## START

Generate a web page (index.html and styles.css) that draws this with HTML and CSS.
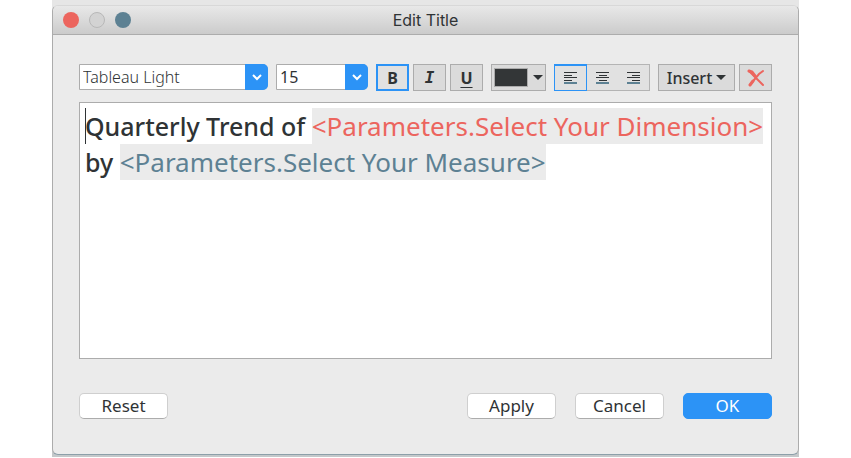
FILE: index.html
```html
<!DOCTYPE html>
<html lang="en">
<head>
  <meta charset="utf-8">
  <title>Edit Title</title>
  <link rel="stylesheet" href="styles.css">
</head>
<body>
  <main class="backdrop">
    <section class="dialog" role="dialog" aria-labelledby="dialog-title">
      <header class="titlebar">
        <div class="lights">
          <button class="light light-close" type="button" aria-label="Close"></button>
          <button class="light light-minimize" type="button" aria-label="Minimize" disabled></button>
          <button class="light light-zoom" type="button" aria-label="Zoom"></button>
        </div>
        <h1 class="title" id="dialog-title">Edit Title</h1>
      </header>
      <form class="content">
        <div class="toolbar" role="toolbar" aria-label="Text formatting">
          <div class="combo combo-font">
            <select class="combo-select" aria-label="Font"><option>Tableau Light</option></select>
            <span class="combo-arrow"><svg width="10" height="8" viewBox="0 0 10 8"><path d="M1 2l4 4 4-4"/></svg></span>
          </div>
          <div class="combo combo-size">
            <select class="combo-select combo-number" aria-label="Font size"><option>15</option></select>
            <span class="combo-arrow"><svg width="10" height="8" viewBox="0 0 10 8"><path d="M1 2l4 4 4-4"/></svg></span>
          </div>
          <div class="group">
            <button class="tool letter active" type="button" aria-label="Bold" aria-pressed="true">B</button>
            <button class="tool letter italic" type="button" aria-label="Italic">I</button>
            <button class="tool letter underline" type="button" aria-label="Underline">U</button>
          </div>
          <button class="tool color" type="button" aria-label="Text color"><span class="swatch"></span><span class="caret"></span></button>
          <div class="segments">
            <button class="segment active" type="button" aria-label="Align left" aria-pressed="true">
              <svg width="14" height="12" viewBox="0 0 14 12"><path d="M0 .5h13M0 3.5h8M0 5.5h13M0 8.5h8"/><path class="base" d="M0 11h13"/></svg>
            </button>
            <button class="segment" type="button" aria-label="Align center">
              <svg width="14" height="12" viewBox="0 0 14 12"><path d="M0 .5h13M3 3.5h8M0 5.5h13M3 8.5h8"/><path class="base" d="M0 11h13"/></svg>
            </button>
            <button class="segment" type="button" aria-label="Align right">
              <svg width="14" height="12" viewBox="0 0 14 12"><path d="M0 .5h13M5 3.5h8M0 5.5h13M5 8.5h8"/><path class="base" d="M0 11h13"/></svg>
            </button>
          </div>
          <div class="group">
            <button class="tool insert" type="button">Insert<span class="caret"></span></button>
            <button class="tool clear" type="button" aria-label="Clear">
              <svg width="18" height="18" viewBox="0 0 18 18"><path d="M2 2l6 6 8 8M16 2l-4 3-5 6-4 5"/><path class="thick" d="M2 2l3 1 3 4M3 16l3-4"/></svg>
            </button>
          </div>
        </div>
        <div class="editor" contenteditable="true" role="textbox" aria-multiline="true" aria-label="Title text">
          <span class="cursor"></span>Quarterly Trend of <span class="field dimension">&lt;Parameters.Select Your Dimension&gt;</span><br>by <span class="field measure">&lt;Parameters.Select Your Measure&gt;</span>
        </div>
        <footer class="actions">
          <button class="action reset" type="reset">Reset</button>
          <button class="action" type="button">Apply</button>
          <button class="action" type="button">Cancel</button>
          <button class="action primary" type="submit">OK</button>
        </footer>
      </form>
    </section>
  </main>
</body>
</html>
```
FILE: styles.css
```css
* { box-sizing: border-box; }

body {
  margin: 0;
  background: #fff;
  color: #2f3335;
  font-family: "Noto Sans", "Open Sans", sans-serif;
}

button, select { font: inherit; color: inherit; }

svg { display: block; fill: none; }

.backdrop {
  display: flex;
  height: 100vh;
  margin: 0 52px;
  padding: 5px 0 2px;
  border-bottom: 1px solid #fff;
  background: linear-gradient(#e6e6e6 50%, #c4c8ca 50%);
}

.dialog {
  display: flex;
  flex: 1;
  flex-direction: column;
  border: 1px solid #acacac;
  border-top-color: #d8d8d8;
  border-bottom-color: #8c9fa9;
  border-radius: 6px;
  background: #ebebeb;
}

.titlebar {
  display: grid;
  grid-template-columns: 1fr auto 1fr;
  align-items: center;
  height: 29px;
  padding: 0 10px;
  border-bottom: 1px solid #acacac;
  border-radius: 5px 5px 0 0;
  background: linear-gradient(#e8e8e8, #d7d7d7 60%, #cbcbcb);
}

.lights { display: flex; gap: 10px; }

.light {
  width: 16px;
  height: 16px;
  padding: 0;
  border: 0;
  border-radius: 50%;
}

.light-close { background: #ec655e; }
.light-minimize { border: 1px solid #b8b8b8; background: #d3d3d3; }
.light-zoom { background: #5d8193; }

.title {
  margin: 0;
  font-family: Inter, sans-serif;
  font-size: 16px;
  font-weight: 400;
  line-height: 20px;
}

.content {
  display: flex;
  flex: 1;
  flex-direction: column;
  padding: 29px 26px 35px;
}

.toolbar { display: flex; gap: 8px; height: 27px; }

.group { display: flex; gap: 4px; }

.combo {
  display: flex;
  position: relative;
  height: 26px;
}

.combo-font { flex: 1; }
.combo-size { width: 92px; }

.combo-select {
  appearance: none;
  width: 100%;
  padding: 0 26px 0 3px;
  border: 1px solid #acacac;
  border-radius: 0 5px 5px 0;
  background: #fff;
  font-size: 16px;
  font-weight: 300;
}

.combo-number { font-weight: 400; }

.combo-arrow {
  display: grid;
  place-items: center;
  position: absolute;
  top: 0;
  right: 0;
  width: 23px;
  height: 26px;
  border-radius: 0 5px 5px 0;
  background: #2c93f6;
  pointer-events: none;
}

.combo-arrow svg { stroke: #fff; stroke-width: 2; }

.tool {
  display: flex;
  align-items: center;
  justify-content: center;
  height: 27px;
  padding: 0;
  border: 1px solid #acacac;
  background: #dbdbdb;
}

.letter {
  width: 33px;
  font-size: 16px;
  font-weight: 700;
}

.tool.active { border: 2px solid #2c93f6; background: #e1e1e1; }
.italic { font-family: "DejaVu Sans Mono", monospace; font-style: italic; }
.underline { text-decoration: underline; text-underline-offset: 3px; }

.color { gap: 5px; width: 55px; }
.swatch { width: 34px; height: 19px; border: 1px solid #acacac; background: #333637; }

.caret {
  border: 5px solid transparent;
  border-top-color: #2f3335;
  border-bottom: 0;
}

.segments {
  display: flex;
  width: 96px;
  border: 1px solid #b4b4b4;
  border-left: 0;
  background: #e1e1e1;
}

.segment {
  display: grid;
  flex: 1;
  place-items: center;
  padding: 0;
  border: 0;
  background: none;
}

.segment.active { margin: -1px 0; border: 1px solid #2c93f6; border-top-width: 2px; }
.segment svg { stroke: #2f3335; }
.segment .base { stroke: #5d8193; stroke-width: 2; }

.insert { gap: 4px; width: 77px; font-size: 16px; font-weight: 500; }
.clear { width: 33px; }
.clear svg { stroke: #ec655e; stroke-width: 2; stroke-linecap: round; }
.clear .thick { stroke-width: 3; }

.editor {
  flex: 1;
  margin-top: 11px;
  padding: 5px;
  border: 1px solid #acacac;
  background: #fff;
  font-size: 25px;
  font-weight: 500;
  line-height: 36px;
  white-space: nowrap;
}

.cursor {
  display: inline-block;
  width: 1px;
  height: 36px;
  margin-right: -1px;
  background: #2f3335;
  vertical-align: top;
}

.field {
  display: inline-block;
  background: #ebebeb;
  font-size: 26px;
  font-weight: 400;
  vertical-align: top;
}

.dimension { color: #ec655e; }
.measure { color: #5d8193; }

.actions { display: flex; gap: 19px; margin-top: 34px; }

.action {
  width: 89px;
  height: 26px;
  padding: 0;
  border: 1px solid #cfcfcf;
  border-bottom-color: #acacac;
  border-radius: 5px;
  background: #fff;
  font-size: 17px;
  line-height: 24px;
}

.reset { margin-right: auto; }
.primary { border-color: #2c93f6; background: #2c93f6; color: #fff; }
```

## END

Pick out every line above that contains the word "styles" and copy it.

Generate a web page (index.html and styles.css) that draws this with HTML and CSS.
  <link rel="stylesheet" href="styles.css">
FILE: styles.css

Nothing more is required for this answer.